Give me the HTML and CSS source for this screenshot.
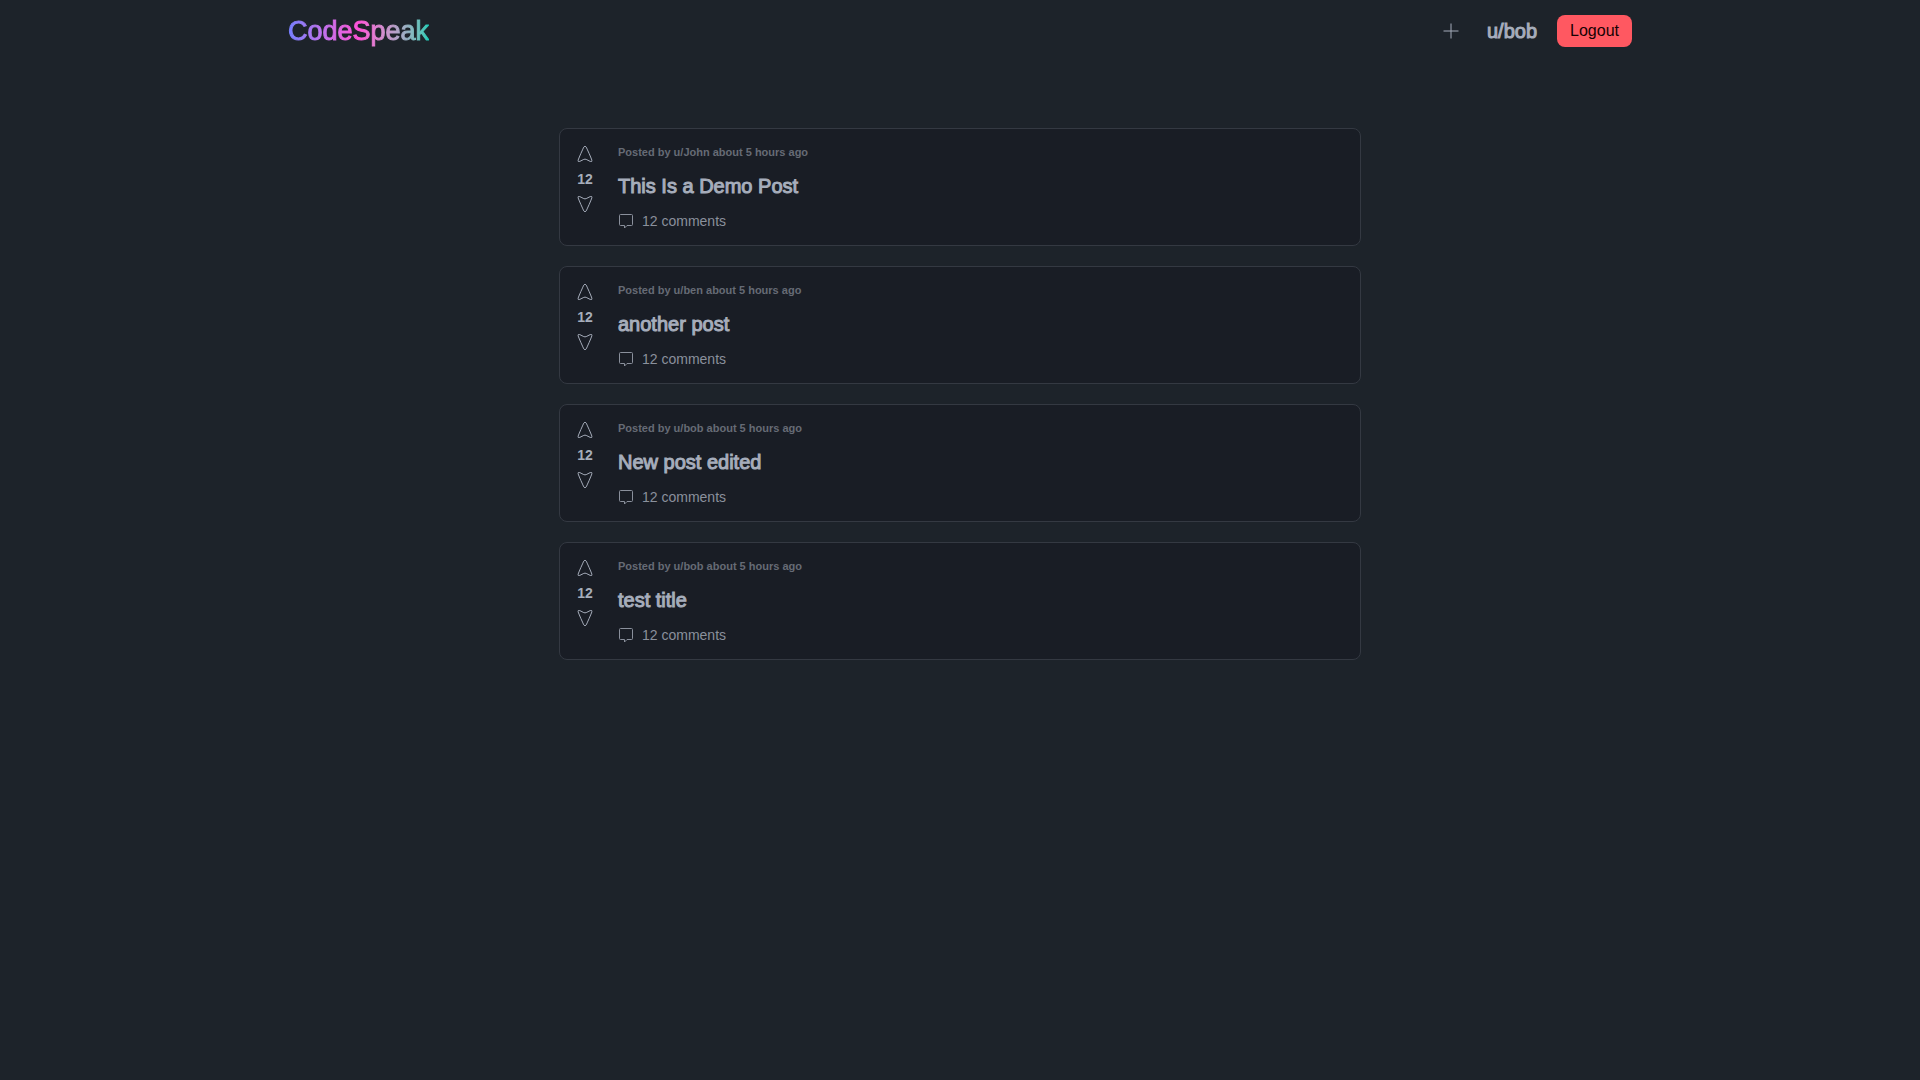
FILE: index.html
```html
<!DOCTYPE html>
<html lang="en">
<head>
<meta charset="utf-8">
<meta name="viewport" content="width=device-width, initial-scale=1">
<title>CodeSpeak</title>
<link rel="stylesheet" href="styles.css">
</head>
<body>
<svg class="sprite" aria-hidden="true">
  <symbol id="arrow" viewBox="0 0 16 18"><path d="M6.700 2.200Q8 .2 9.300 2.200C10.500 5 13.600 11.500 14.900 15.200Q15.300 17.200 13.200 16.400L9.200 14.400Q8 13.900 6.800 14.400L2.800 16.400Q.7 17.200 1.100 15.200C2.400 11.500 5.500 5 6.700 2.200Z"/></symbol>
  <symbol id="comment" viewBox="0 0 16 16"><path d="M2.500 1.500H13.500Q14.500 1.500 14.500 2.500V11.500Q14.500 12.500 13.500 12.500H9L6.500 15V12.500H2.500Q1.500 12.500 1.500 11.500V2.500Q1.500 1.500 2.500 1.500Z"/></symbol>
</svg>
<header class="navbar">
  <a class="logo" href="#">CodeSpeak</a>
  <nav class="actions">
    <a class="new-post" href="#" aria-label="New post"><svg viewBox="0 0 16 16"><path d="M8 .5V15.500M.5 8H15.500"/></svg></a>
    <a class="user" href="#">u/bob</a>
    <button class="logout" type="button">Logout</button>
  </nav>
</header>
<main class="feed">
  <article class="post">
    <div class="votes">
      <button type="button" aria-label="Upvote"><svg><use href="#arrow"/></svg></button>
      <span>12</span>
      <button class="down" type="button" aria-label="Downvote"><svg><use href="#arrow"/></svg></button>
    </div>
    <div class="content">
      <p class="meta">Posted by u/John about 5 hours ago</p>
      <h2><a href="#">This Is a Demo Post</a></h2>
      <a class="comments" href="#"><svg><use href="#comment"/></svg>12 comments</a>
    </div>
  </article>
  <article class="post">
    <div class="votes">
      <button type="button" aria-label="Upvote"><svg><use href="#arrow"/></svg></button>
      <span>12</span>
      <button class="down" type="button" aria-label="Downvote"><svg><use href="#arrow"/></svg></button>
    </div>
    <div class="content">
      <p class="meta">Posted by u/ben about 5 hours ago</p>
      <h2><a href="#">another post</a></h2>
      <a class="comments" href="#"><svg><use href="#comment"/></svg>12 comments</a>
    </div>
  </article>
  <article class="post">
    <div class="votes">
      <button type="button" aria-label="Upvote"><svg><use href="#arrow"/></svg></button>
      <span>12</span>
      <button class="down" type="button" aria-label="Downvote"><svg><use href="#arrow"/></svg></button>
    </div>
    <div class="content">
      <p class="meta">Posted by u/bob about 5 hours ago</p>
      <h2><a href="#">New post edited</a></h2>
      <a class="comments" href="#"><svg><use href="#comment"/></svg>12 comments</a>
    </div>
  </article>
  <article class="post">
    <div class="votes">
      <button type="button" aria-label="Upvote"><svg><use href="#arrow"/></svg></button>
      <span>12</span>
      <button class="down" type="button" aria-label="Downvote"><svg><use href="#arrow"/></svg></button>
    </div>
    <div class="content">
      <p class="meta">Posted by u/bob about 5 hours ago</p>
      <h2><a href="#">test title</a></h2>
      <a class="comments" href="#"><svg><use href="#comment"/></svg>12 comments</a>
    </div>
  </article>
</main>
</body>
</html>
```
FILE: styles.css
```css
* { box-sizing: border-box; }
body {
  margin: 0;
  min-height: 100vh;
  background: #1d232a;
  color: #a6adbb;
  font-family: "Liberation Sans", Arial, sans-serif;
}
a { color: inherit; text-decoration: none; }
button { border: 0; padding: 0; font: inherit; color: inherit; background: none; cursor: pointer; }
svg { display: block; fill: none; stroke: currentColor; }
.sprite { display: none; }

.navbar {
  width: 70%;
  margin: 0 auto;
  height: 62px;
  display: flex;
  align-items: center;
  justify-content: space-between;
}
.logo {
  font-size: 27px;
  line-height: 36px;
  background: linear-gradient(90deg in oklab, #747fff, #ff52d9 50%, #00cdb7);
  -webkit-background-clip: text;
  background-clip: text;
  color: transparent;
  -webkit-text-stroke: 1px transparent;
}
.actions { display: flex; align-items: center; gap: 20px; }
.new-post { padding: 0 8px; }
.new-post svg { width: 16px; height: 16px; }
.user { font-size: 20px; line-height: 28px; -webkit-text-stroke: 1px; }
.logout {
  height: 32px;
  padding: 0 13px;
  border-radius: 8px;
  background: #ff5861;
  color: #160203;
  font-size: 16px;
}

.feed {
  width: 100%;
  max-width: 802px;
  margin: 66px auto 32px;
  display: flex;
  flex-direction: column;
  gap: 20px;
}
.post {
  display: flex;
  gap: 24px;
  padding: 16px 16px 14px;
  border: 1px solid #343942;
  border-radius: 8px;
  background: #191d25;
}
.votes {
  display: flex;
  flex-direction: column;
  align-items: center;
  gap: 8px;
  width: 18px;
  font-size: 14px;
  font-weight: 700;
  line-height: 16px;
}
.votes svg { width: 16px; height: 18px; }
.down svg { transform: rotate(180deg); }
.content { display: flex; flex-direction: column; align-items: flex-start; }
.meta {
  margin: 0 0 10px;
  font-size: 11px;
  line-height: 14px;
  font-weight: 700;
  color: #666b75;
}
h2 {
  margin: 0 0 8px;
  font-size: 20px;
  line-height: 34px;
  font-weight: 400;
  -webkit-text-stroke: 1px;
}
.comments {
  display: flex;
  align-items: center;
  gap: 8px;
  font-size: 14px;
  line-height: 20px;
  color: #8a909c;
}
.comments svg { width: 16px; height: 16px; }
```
::::::::::
Directive: Omit the pictures and output all of the other material exactly.

Written reply:
Give me the HTML and CSS source for this screenshot.
FILE: index.html
```html
<!DOCTYPE html>
<html lang="en">
<head>
<meta charset="utf-8">
<meta name="viewport" content="width=device-width, initial-scale=1">
<title>CodeSpeak</title>
<link rel="stylesheet" href="styles.css">
</head>
<body>
<svg class="sprite" aria-hidden="true">
  <symbol id="arrow" viewBox="0 0 16 18"><path d="M6.700 2.200Q8 .2 9.300 2.200C10.500 5 13.600 11.500 14.900 15.200Q15.300 17.200 13.200 16.400L9.200 14.400Q8 13.900 6.800 14.400L2.800 16.400Q.7 17.200 1.100 15.200C2.400 11.500 5.500 5 6.700 2.200Z"/></symbol>
  <symbol id="comment" viewBox="0 0 16 16"><path d="M2.500 1.500H13.500Q14.500 1.500 14.500 2.500V11.500Q14.500 12.500 13.500 12.500H9L6.500 15V12.500H2.500Q1.500 12.500 1.500 11.500V2.500Q1.500 1.500 2.500 1.500Z"/></symbol>
</svg>
<header class="navbar">
  <a class="logo" href="#">CodeSpeak</a>
  <nav class="actions">
    <a class="new-post" href="#" aria-label="New post"><svg viewBox="0 0 16 16"><path d="M8 .5V15.500M.5 8H15.500"/></svg></a>
    <a class="user" href="#">u/bob</a>
    <button class="logout" type="button">Logout</button>
  </nav>
</header>
<main class="feed">
  <article class="post">
    <div class="votes">
      <button type="button" aria-label="Upvote"><svg><use href="#arrow"/></svg></button>
      <span>12</span>
      <button class="down" type="button" aria-label="Downvote"><svg><use href="#arrow"/></svg></button>
    </div>
    <div class="content">
      <p class="meta">Posted by u/John about 5 hours ago</p>
      <h2><a href="#">This Is a Demo Post</a></h2>
      <a class="comments" href="#"><svg><use href="#comment"/></svg>12 comments</a>
    </div>
  </article>
  <article class="post">
    <div class="votes">
      <button type="button" aria-label="Upvote"><svg><use href="#arrow"/></svg></button>
      <span>12</span>
      <button class="down" type="button" aria-label="Downvote"><svg><use href="#arrow"/></svg></button>
    </div>
    <div class="content">
      <p class="meta">Posted by u/ben about 5 hours ago</p>
      <h2><a href="#">another post</a></h2>
      <a class="comments" href="#"><svg><use href="#comment"/></svg>12 comments</a>
    </div>
  </article>
  <article class="post">
    <div class="votes">
      <button type="button" aria-label="Upvote"><svg><use href="#arrow"/></svg></button>
      <span>12</span>
      <button class="down" type="button" aria-label="Downvote"><svg><use href="#arrow"/></svg></button>
    </div>
    <div class="content">
      <p class="meta">Posted by u/bob about 5 hours ago</p>
      <h2><a href="#">New post edited</a></h2>
      <a class="comments" href="#"><svg><use href="#comment"/></svg>12 comments</a>
    </div>
  </article>
  <article class="post">
    <div class="votes">
      <button type="button" aria-label="Upvote"><svg><use href="#arrow"/></svg></button>
      <span>12</span>
      <button class="down" type="button" aria-label="Downvote"><svg><use href="#arrow"/></svg></button>
    </div>
    <div class="content">
      <p class="meta">Posted by u/bob about 5 hours ago</p>
      <h2><a href="#">test title</a></h2>
      <a class="comments" href="#"><svg><use href="#comment"/></svg>12 comments</a>
    </div>
  </article>
</main>
</body>
</html>
```
FILE: styles.css
```css
* { box-sizing: border-box; }
body {
  margin: 0;
  min-height: 100vh;
  background: #1d232a;
  color: #a6adbb;
  font-family: "Liberation Sans", Arial, sans-serif;
}
a { color: inherit; text-decoration: none; }
button { border: 0; padding: 0; font: inherit; color: inherit; background: none; cursor: pointer; }
svg { display: block; fill: none; stroke: currentColor; }
.sprite { display: none; }

.navbar {
  width: 70%;
  margin: 0 auto;
  height: 62px;
  display: flex;
  align-items: center;
  justify-content: space-between;
}
.logo {
  font-size: 27px;
  line-height: 36px;
  background: linear-gradient(90deg in oklab, #747fff, #ff52d9 50%, #00cdb7);
  -webkit-background-clip: text;
  background-clip: text;
  color: transparent;
  -webkit-text-stroke: 1px transparent;
}
.actions { display: flex; align-items: center; gap: 20px; }
.new-post { padding: 0 8px; }
.new-post svg { width: 16px; height: 16px; }
.user { font-size: 20px; line-height: 28px; -webkit-text-stroke: 1px; }
.logout {
  height: 32px;
  padding: 0 13px;
  border-radius: 8px;
  background: #ff5861;
  color: #160203;
  font-size: 16px;
}

.feed {
  width: 100%;
  max-width: 802px;
  margin: 66px auto 32px;
  display: flex;
  flex-direction: column;
  gap: 20px;
}
.post {
  display: flex;
  gap: 24px;
  padding: 16px 16px 14px;
  border: 1px solid #343942;
  border-radius: 8px;
  background: #191d25;
}
.votes {
  display: flex;
  flex-direction: column;
  align-items: center;
  gap: 8px;
  width: 18px;
  font-size: 14px;
  font-weight: 700;
  line-height: 16px;
}
.votes svg { width: 16px; height: 18px; }
.down svg { transform: rotate(180deg); }
.content { display: flex; flex-direction: column; align-items: flex-start; }
.meta {
  margin: 0 0 10px;
  font-size: 11px;
  line-height: 14px;
  font-weight: 700;
  color: #666b75;
}
h2 {
  margin: 0 0 8px;
  font-size: 20px;
  line-height: 34px;
  font-weight: 400;
  -webkit-text-stroke: 1px;
}
.comments {
  display: flex;
  align-items: center;
  gap: 8px;
  font-size: 14px;
  line-height: 20px;
  color: #8a909c;
}
.comments svg { width: 16px; height: 16px; }
```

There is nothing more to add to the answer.